As part of the crazy stretch we’ve been calling Christmas break, we drove to and from our older son’s home in Minnesota the week before the actual holiday, summarily executing lobsters and narrowly avoiding a zillion-inch snowfall along the way. After Christmas Eve and morning in Galva, we headed for the Quad Cities International Airport for a late-afternoon flight to our younger son and family in North Carolina. The decision to travel on Christmas Day was predicated by a combination of schedule and price. Especially the latter, as most people would rather be there for Christmas than be in the process of getting there, so it’s a little cheaper for those of us willing to fly on the heels of St. Nick.
I figured the QCIA (what makes it “International,” anyway?) would be a pretty quiet place, but had failed to consider the number of folks who had gone before me, leaving their cars behind in the same long-term parking lot we hoped to use.
If I had known how many times I would circle the lot, I would have just hit the highway and headed south instead, as I probably could have reached Louisville by the time I found a spot.
Meanwhile, the feeling of peace and good will towards men existing in our car was fast being replaced by a creeping sense of “gotta see those grandkids” anxiety.
She: “There are no parking places in this entire airport.”
Me: “I noticed.”
She: “Wait...there’s a spot!”
Me: “I think that’s the runway.”
She: “That’ll work.”
...and so on.
Inside, the scene was surprisingly busy, as I realized I wasn’t the only one taking advantage of slightly lower fares, not to mention the number of young couples and children, too, who were shuttling between families on the day.
And it was at that point that I stopped and thought again about how many people have to work on Christmas Day.
“Uh oh, we’re going to have to deal with a whole bunch of grumpy Grinches today,” I thought, as I figured most folks would reasonably prefer roasting chestnuts or giggling under the mistletoe to dealing with an overpacked, underprepared, slightly confused guy from Galva.
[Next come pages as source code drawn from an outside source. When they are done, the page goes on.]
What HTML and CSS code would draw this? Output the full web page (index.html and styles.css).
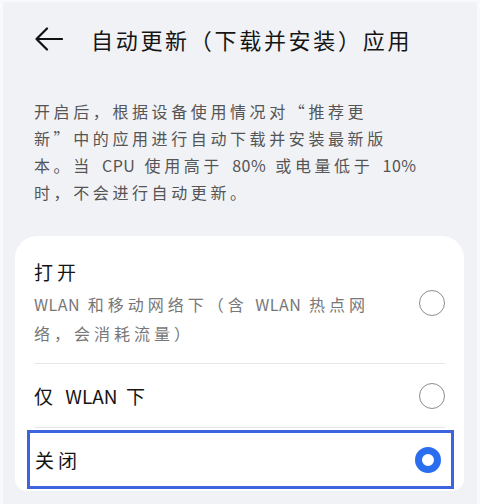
FILE: index.html
```html
<!DOCTYPE html>
<html lang="zh-CN">
<head>
<meta charset="UTF-8">
<meta name="viewport" content="width=device-width, initial-scale=1.0">
<title>自动更新（下载并安装）应用</title>
<link rel="stylesheet" href="styles.css">
</head>
<body>
<div class="screen">
  <div class="header">
    <svg class="back" width="28" height="24" viewBox="0 0 28 24">
      <path d="M1.5 12 H27 M12 1.5 L1.5 12 L12 22.5" fill="none" stroke="#111" stroke-width="2.2" stroke-linecap="round" stroke-linejoin="round"/>
    </svg>
    <h1 class="title">自动更新（下载并安装）应用</h1>
  </div>

  <p class="desc">开启后，根据设备使用情况对“推荐更<br>新”中的应用进行自动下载并安装最新版<br>本。当 <span class="latin">CPU</span> 使用高于 <span class="latin">80%</span> 或电量低于 <span class="latin">10%</span><br>时，不会进行自动更新。</p>

  <div class="card">
    <div class="option option-tall">
      <div class="option-text">
        <div class="option-title">打开</div>
        <div class="option-sub"><span class="latin">WLAN</span> 和移动网络下（含 <span class="latin">WLAN</span> 热点网<br>络，会消耗流量）</div>
      </div>
      <span class="radio"></span>
    </div>
    <div class="option">
      <div class="option-text">
        <div class="option-title">仅 <span class="latin">WLAN</span> 下</div>
      </div>
      <span class="radio"></span>
    </div>
    <div class="option option-focus">
      <div class="option-text">
        <div class="option-title">关闭</div>
      </div>
      <span class="radio checked"></span>
    </div>
  </div>
</div>
</body>
</html>
```

FILE: styles.css
```css
html, body {
  margin: 0;
  padding: 0;
  height: 100%;
}
body {
  background-color: #f8f9fb;
  font-family: "Noto Sans CJK SC", "Noto Sans", sans-serif;
  color: #111;
}
.screen {
  margin: 2px 3px 0 3px;
  height: calc(100% - 2px);
  background-color: #f1f2f6;
  overflow: hidden;
}
.header {
  height: 74px;
  display: flex;
  align-items: center;
  padding-left: 32px;
}
.back {
  display: block;
}
.title {
  margin: 0 0 0 28px;
  font-size: 22px;
  font-weight: normal;
  letter-spacing: 2.7px;
  line-height: 30px;
  color: #151515;
}
.desc {
  margin: 0;
  padding: 22px 0 0 31px;
  font-size: 16px;
  line-height: 27px;
  letter-spacing: 3.6px;
  word-spacing: 2px;
  color: #555;
}
/* latin words keep their own narrow spacing */
.latin {
  letter-spacing: 0.5px;
}
.card {
  margin: 30px 13px 0 12px;
  padding: 0 19px 2px 19px;
  background-color: #fff;
  border-radius: 22px 22px 12px 12px;
}
.option {
  display: flex;
  align-items: center;
  justify-content: space-between;
  height: 63px;
  border-bottom: 1px solid #e6e6e6;
}
.option-tall {
  height: auto;
  padding: 22px 0 15px 0;
}
.option-title {
  font-size: 19px;
  line-height: 28px;
  letter-spacing: 4px;
  color: #151515;
}
.option-title .latin {
  letter-spacing: 0;
}
.option-sub {
  margin-top: 4px;
  font-size: 16px;
  line-height: 29px;
  letter-spacing: 4px;
  color: #777;
}
.option-focus {
  height: 53px;
  margin: 2px -9px 0 -7px;
  padding: 0 10px 0 5px;
  border: 3px solid #3d64de;
}
.radio {
  flex: none;
  box-sizing: border-box;
  width: 26px;
  height: 26px;
  border: 1.5px solid #8c8c8c;
  border-radius: 50%;
}
.radio.checked {
  border: 7px solid #2a6def;
}
```
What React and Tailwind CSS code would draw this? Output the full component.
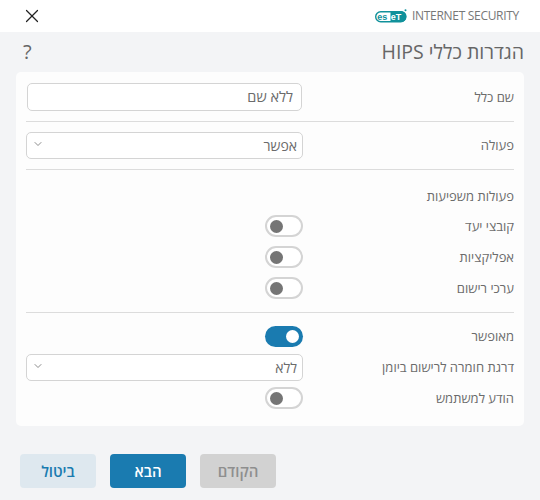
import { ChevronDown, X } from 'lucide-react';

function Toggle({ on }) {
  return on ? (
    <div dir="ltr" className="w-[38px] h-[21px] rounded-full bg-[#1a7bb0] flex items-center justify-end pr-[4px]">
      <div className="w-[13px] h-[13px] rounded-full bg-white" />
    </div>
  ) : (
    <div dir="ltr" className="w-[38px] h-[22px] rounded-full border-2 border-[#d4d4d4] bg-white flex items-center pl-[3px]">
      <div className="w-[13px] h-[13px] rounded-full bg-[#757575]" />
    </div>
  );
}

function Row({ label, h, children }) {
  return (
    <div className={`flex items-center ${h}`}>
      <div className="w-[211px] text-[13px] text-[#6b6b6b] leading-none">{label}</div>
      <div className="w-[277px] flex justify-start">{children}</div>
    </div>
  );
}

function Select({ value }) {
  return (
    <div className="w-[277px] h-[27px] rounded-[5px] border border-[#d4d4d4] bg-white flex items-center justify-between pr-[5px] pl-[5px]">
      <span className="text-[14px] text-[#6b6b6b] leading-none">{value}</span>
      <ChevronDown size={12} strokeWidth={1.5} className="text-[#666] -mt-[3px]" />
    </div>
  );
}

function Divider() {
  return <div className="h-px bg-[#dcdcdc]" />;
}

export default function App() {
  return (
    <div dir="rtl" className="w-[540px] h-[500px] bg-[#f3f4f6] flex flex-col font-['Open_Sans','Noto_Sans',sans-serif]">
      {/* Header */}
      <div className="h-[32px] bg-white flex items-center justify-between pr-[21px] pl-[21px]">
        <div dir="ltr" className="flex items-center gap-[5px]">
          <svg width="32" height="14" viewBox="0 0 32 14">
            <rect x="0.7" y="2.7" width="30" height="10" rx="5" fill="#fff" stroke="#10919b" strokeWidth="1.4" />
            <path d="M15.5 2h10.5a5.5 5.5 0 0 1 0 11H15.5z" fill="#10919b" />
            <text x="2.2" y="10.9" fontSize="9" fontWeight="800" fill="#10919b" fontFamily="Liberation Sans, sans-serif">es</text>
            <text x="15.8" y="10.9" fontSize="9" fontWeight="800" fill="#fff" fontFamily="Liberation Sans, sans-serif">eT</text>
            <circle cx="30.5" cy="1.2" r="1" fill="#10919b" />
          </svg>
          <span className="text-[12px] text-[#777] tracking-[-0.3px] leading-none">INTERNET SECURITY</span>
        </div>
        <X size={22} strokeWidth={1.3} className="text-[#222]" />
      </div>

      {/* Title */}
      <div className="h-[40px] flex items-center justify-between pr-[16px] pl-[23px]">
        <h1 className="text-[19.5px] font-medium text-[#666] leading-none">הגדרות כללי HIPS</h1>
        <span className="text-[20px] text-[#666] leading-none">?</span>
      </div>

      {/* Panel */}
      <div className="mx-[16px] h-[354px] bg-[#fdfdfd] rounded-[5px] px-[10px] pt-[11px] flex flex-col">
        <div className="flex items-center h-[28px]">
          <div className="w-[212px] text-[13px] text-[#6b6b6b] leading-none">שם כלל</div>
          <div className="w-[275px] h-[28px] rounded-[5px] border border-[#d4d4d4] bg-white flex items-center pr-[8px]">
            <span className="text-[14.5px] text-[#6b6b6b] leading-none">ללא שם</span>
          </div>
        </div>
        <div className="mt-[10px]"><Divider /></div>
        <div className="mt-[10px]">
          <Row label="פעולה" h="h-[27px]"><Select value="אפשר" /></Row>
        </div>
        <div className="mt-[10px]"><Divider /></div>
        <div className="mt-[16px] h-[20px] flex items-center text-[13px] text-[#6b6b6b] leading-none">פעולות משפיעות</div>
        <div className="mt-[9px] flex flex-col gap-[9px]">
          <Row label="קובצי יעד" h="h-[22px]"><Toggle /></Row>
          <Row label="אפליקציות" h="h-[22px]"><Toggle /></Row>
          <Row label="ערכי רישום" h="h-[22px]"><Toggle /></Row>
        </div>
        <div className="mt-[13px]"><Divider /></div>
        <div className="mt-[13px]">
          <Row label="מאופשר" h="h-[21px]"><Toggle on /></Row>
        </div>
        <div className="mt-[7px]">
          <Row label="דרגת חומרה לרישום ביומן" h="h-[27px]"><Select value="ללא" /></Row>
        </div>
        <div className="mt-[6px]">
          <Row label="הודע למשתמש" h="h-[22px]"><Toggle /></Row>
        </div>
      </div>

      {/* Buttons */}
      <div className="mt-[28px] flex justify-end gap-[14px] pl-[20px]">
        <button className="w-[76px] h-[34px] rounded-[4px] bg-[#d2d2d2] text-[15px] font-semibold text-[#8e8e8e]">הקודם</button>
        <button className="w-[76px] h-[34px] rounded-[4px] bg-[#1a7bb0] text-[15px] font-semibold text-white">הבא</button>
        <button className="w-[76px] h-[34px] rounded-[4px] bg-[#dee8ef] text-[15px] font-semibold text-[#1a7bb0]">ביטול</button>
      </div>
    </div>
  );
}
But to my surprise, I was wrong.
“Merry Christmas,” said the Delta ticket agent as she helped me outwit the self-service kiosk and obtain our boarding passes.
“Have fun with your grandchildren,” said the baggage handler, who advised me on the best way to keep my carry-on bagful of last-minute toys out of the clutches of her bag-bashing comrades.
We continued to receive the gift of smiles and greetings from airline and airport personnel during both legs of our flight and in both the Quad Cities and Atlanta airports.
The teenage kid working at the Starbucks in Atlanta received high marks for complimenting one of us on her Christmas sweater, while I was wowed by the security guy who whistled carols while checking my I.D.
But tops for the trip was the the pilot on the second flight who came on the intercom to explain to his younger passengers--and me--that our plane was equipped with several kinds of directional technology, including “an old, but very reliable system” called “RR” (Rudolph Radar.) He continued with a lengthy tale concerning the flight patterns of a certain North Pole pilot, finishing with the news that he had received a radio message from Santa Claus requesting that he give a candy cane to each and every good little girl and boy as they disembarked the plane.
I was hopeful, but apparently, my behavior wasn’t up to that pilot’s standards. Or maybe he thought I was a little older that his target audience.
But in any case, these words still rang in my ears and heart as we walked off the plane and towards our waiting family.
“Happy Christmas to all, and to all a good night.”